The South Korean Unification Ministry said Thursday it would focus on the North's agriculture, a pilot industrial complex in the North Korean border town of Kaesong, civilian exchanges, and aid for young and elderly North Koreans.

South hopes to boost nuke talks

“We will manage the Korean situation in a stable manner through consistent inter-Korean exchanges and cooperation, seek resolution of North Korea's nuclear issue, and lay the groundwork for the development of inter-Korean relations as well as peace and prosperity of Northeast Asia," the ministry said in a report to President Roh Moo-hyun.

“We will be actively exercising our capability for a fundamental resolution of the nuclear problem,” the ministry said. South Korea already delivers economic and agricultural aid to North Korea.

Pyongyang, which declared itself Feb. 10 a nuclear state, recently halted the operation of a key nuclear reactor, raising fears that it might be extracting fissile material from spent fuel rods for use in atomic bombs.

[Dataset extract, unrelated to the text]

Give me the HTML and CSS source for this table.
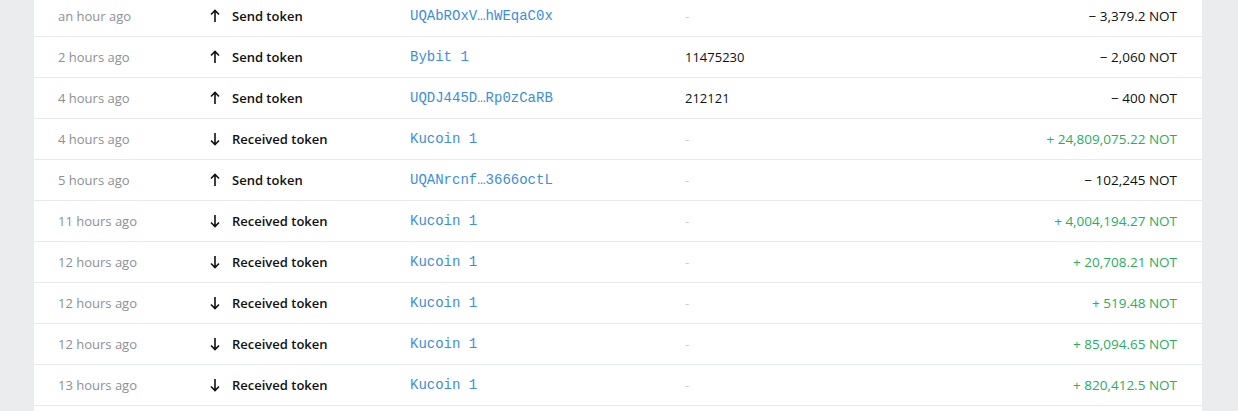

For its part, Washington has acknowledged it may be considering tougher action against North Korea, such as referring its nuclear program to the U.N. Security Council for possible sanctions, if Pyongyang continues to boycott the talks.

Doubts over test plans

On April 29, South Korea also renewed its warning to North Korea not to conduct any nuclear tests, saying such a move will shaken the foundation of the six-way talks aimed at curbing the North's nuclear ambitions.

“North Korea must judge [the situation] cautiously,” Unification Minister Chung Dong-young told a news conference here. Chung cast doubt on suspicions that Pyongyang was preparing to test a nuclear bomb.

North Korea has long been suspected of possessing one or two nuclear bombs. However, some analysts say its nuclear arsenal could be significantly larger.

In Beijing on Wednesday, the lead U.S. negotiator for the North Korean nuclear talks told reporters the fate of the six-party process was in doubt.

Six-party talks in stalemate

“We continue to have a North Korean regime that is very ambivalent about whether it wants to find a negotiated settlement to this,” said Assistant Secretary of State Christopher Hill.

The two Koreas, the United States, Japan, China, and Russia met for three rounds of talks with no substantive progress. A fourth round planned for the latter part of 2004 never occurred.

Military tension remains high on the Korean peninsula more than 50 years after a truce ended the 1950-53 Korean War.